El nuevo Plan de Pemex
El martes pasado, el gobierno presentó el nuevo Plan Estratégico de Pemex. Más allá de los símbolos y la retórica del anuncio —que, como siempre, busca resaltar una idea nostálgica de soberanía— el documento tiene elementos positivos. No hay que hacerse ilusiones: no vamos a volver a ser un país petrolero ni van a desaparecer los problemas de Pemex. Pero ahí radica su primera virtud: reconoce que hay un problema.

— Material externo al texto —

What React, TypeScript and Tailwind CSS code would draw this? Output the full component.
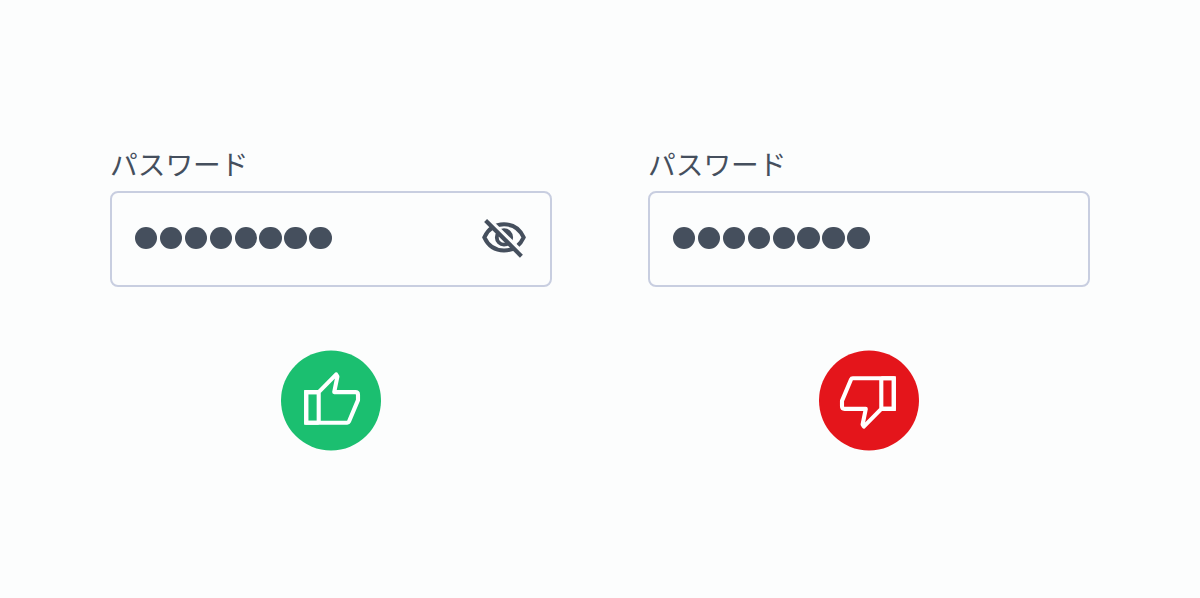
import React from 'react';

interface PasswordFieldProps {
  showToggle?: boolean;
}

interface ThumbBadgeProps {
  className?: string;
  down?: boolean;
}

const DOTS = Array.from({ length: 8 });

function EyeOffIcon({ className }: { className?: string }) {
  return (
    <svg viewBox="0 0 46 42" className={className} fill="none" stroke="currentColor">
      <defs>
        {/* Clears a gap along the upper side of the slash */}
        <mask id="slash-gap" maskUnits="userSpaceOnUse" x="0" y="0" width="46" height="42">
          <rect width="46" height="42" fill="white" stroke="none" />
          <path d="M4 -1L45 39.4" stroke="black" strokeWidth="4.4" />
        </mask>
      </defs>
      <g mask="url(#slash-gap)">
        <path
          d="M3.3 20.4C7 12.4 14 7.3 23 7.3S39 12.4 42.7 20.4C39 28.4 32 33.5 23 33.5S7 28.4 3.3 20.4Z"
          strokeWidth="4"
        />
        <circle cx="23" cy="20.4" r="7.2" strokeWidth="3.8" />
        <path d="M22 12.4A8 8 0 0 1 31 21.4L27 20.9L22.5 15.9Z" fill="currentColor" stroke="none" />
      </g>
      <path d="M4.6 3.4L40.4 39.2" strokeWidth="4.2" />
    </svg>
  );
}

function ThumbBadge({ className, down = false }: ThumbBadgeProps) {
  return (
    <svg
      viewBox="0 0 100 101"
      className={className}
      fill="none"
      stroke="white"
      strokeWidth="4.1"
      strokeLinejoin="round"
    >
      <circle cx="50" cy="50.5" r="50" fill="currentColor" stroke="none" />
      <g transform={down ? 'rotate(180 50 50.5)' : undefined}>
        <path d="M37.7 42.1H25.2V72.7H66.2Q67.5 72.7 68 71.5L77 50.1V44.7Q77 42.1 74.4 42.1H53.2L56.4 26.5L55.2 24.4L37.7 42.1V72.7" />
        {/* Square outer corners of the cuff */}
        <path d="M37.7 42.1H25.2V72.7H37.7" strokeLinejoin="miter" />
      </g>
    </svg>
  );
}

function PasswordField({ showToggle = false }: PasswordFieldProps) {
  return (
    <div className="w-full">
      <div className="h-[43px] text-[27.7px] leading-[30px] text-[#454f5d] font-['Noto_Sans_CJK_JP',sans-serif]">
        パスワード
      </div>
      <div className="flex h-24 items-center justify-between rounded-lg border-2 border-[#c8cee0] pr-[23px] pb-[2px] pl-[23px]">
        <div className="flex gap-[2.6px]">
          {DOTS.map((_, i) => (
            <span key={i} className="size-[22.3px] rounded-full bg-[#454f5d]" />
          ))}
        </div>
        {showToggle && <EyeOffIcon className="h-[42px] w-[46px] text-[#454f5d]" />}
      </div>
    </div>
  );
}

export default function App() {
  return (
    <main className="flex h-[598px] w-[1200px] justify-center gap-24 bg-[#fcfdfd] pt-[148px]">
      <section className="flex w-[442px] flex-col items-center">
        <PasswordField showToggle />
        <ThumbBadge className="mt-[63px] h-[101px] w-[100px] text-[#1bbf70]" />
      </section>
      <section className="flex w-[442px] flex-col items-center">
        <PasswordField />
        <ThumbBadge className="mt-[63px] h-[101px] w-[100px] text-[#e4151b]" down />
      </section>
    </main>
  );
}
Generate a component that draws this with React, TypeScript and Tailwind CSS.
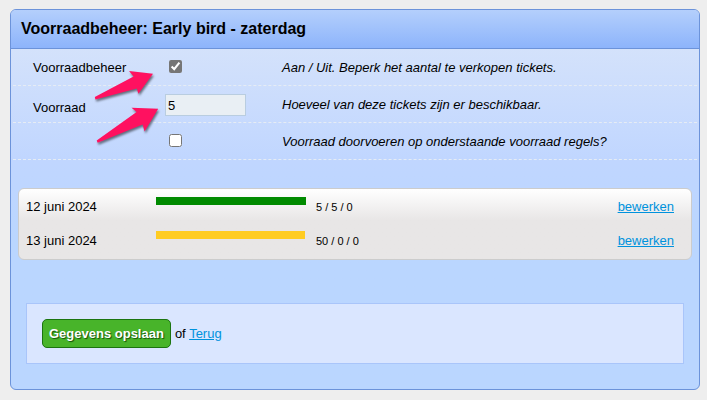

Manteniendo las formas y el discurso de este sexenio, el plan marca un giro discreto pero significativo frente a políticas del gobierno anterior. La reciente maniobra financiera previa al anuncio —donde el Estado asume indirectamente parte de la deuda de Pemex mediante un vehículo especial— confirma la urgencia de estabilizar la precaria situación financiera. Esta operación, que obtiene financiamiento con tasas preferenciales subsidiadas por el erario, ofrece un alivio indispensable, aunque oneroso, para saldar pasivos urgentes con proveedores. Más que un simple parche, es un respiro vital que Pemex debe aprovechar para atender problemas estructurales críticos. Aunque no resuelve la ineficiencia operativa ni el declive productivo, abre una ventana para reorganizar sus finanzas y evitar el colapso.
El plan sorprende por su pragmatismo en Exploración y Producción. Reconoce, aunque con prudencia, la necesidad de una mayor participación privada en el área más importante de Pemex. El documento admite que la inversión y tecnología privadas son esenciales, sobre todo en campos de alta complejidad como aguas profundas y no convencionales. Aunque se mantiene el control estatal, la simple mención de “esquemas con privados” en estas áreas debe considerarse un avance considerable. El plan también hace referencia a “yacimientos de geología compleja”, un eufemismo para el uso de fracturación hidráulica y perforaciones horizontales —fracking— lo que debe celebrarse. Es una buena noticia que México, al fin, busque aprovechar su enorme potencial de producción, el mismo que al otro lado de la frontera convirtió a nuestro vecino en el principal productor del mundo.
El nuevo plan también muestra una disposición inédita para enfrentar los problemas estructurales de rentabilidad, planteando abiertamente, por primera vez, la necesidad de desinvertir en activos no estratégicos. Aunque no se menciona explícitamente, pocos activos son más deficitarios que el Sistema Nacional de Refinación, que acumuló pérdidas superiores a 1.7 billones de pesos entre 2018 y 2024; tan solo en 2024, las pérdidas alcanzaron 585,000 millones de pesos. La referencia a la reducción en la producción de combustóleo implica una disminución en el volumen procesado y un cambio en la mezcla de crudos utilizados en las refinerías del país, retomando así una estrategia basada en criterios de optimización económica para mitigar pérdidas.
En síntesis, es una buena noticia que este plan parta del reconocimiento de los problemas estructurales. Pemex es hoy una empresa en “soporte vital” por errores acumulados de muchas administraciones. El mundo en que el gobierno mexicano vivía de los rendimientos de Pemex se acabó hace tiempo, al igual que nuestra condición de país petrolero. Cualquier plan debe partir de esa realidad y dejar atrás visiones dogmáticas —neoliberales o nacionalistas— y enfrentar los problemas reales. El futuro de las finanzas públicas, y de Pemex, dependerá del éxito o fracaso de este plan. Ojalá se cumpla la promesa de terminar con los apoyos gubernamentales a Pemex en 2027. Solo el tiempo lo dirá.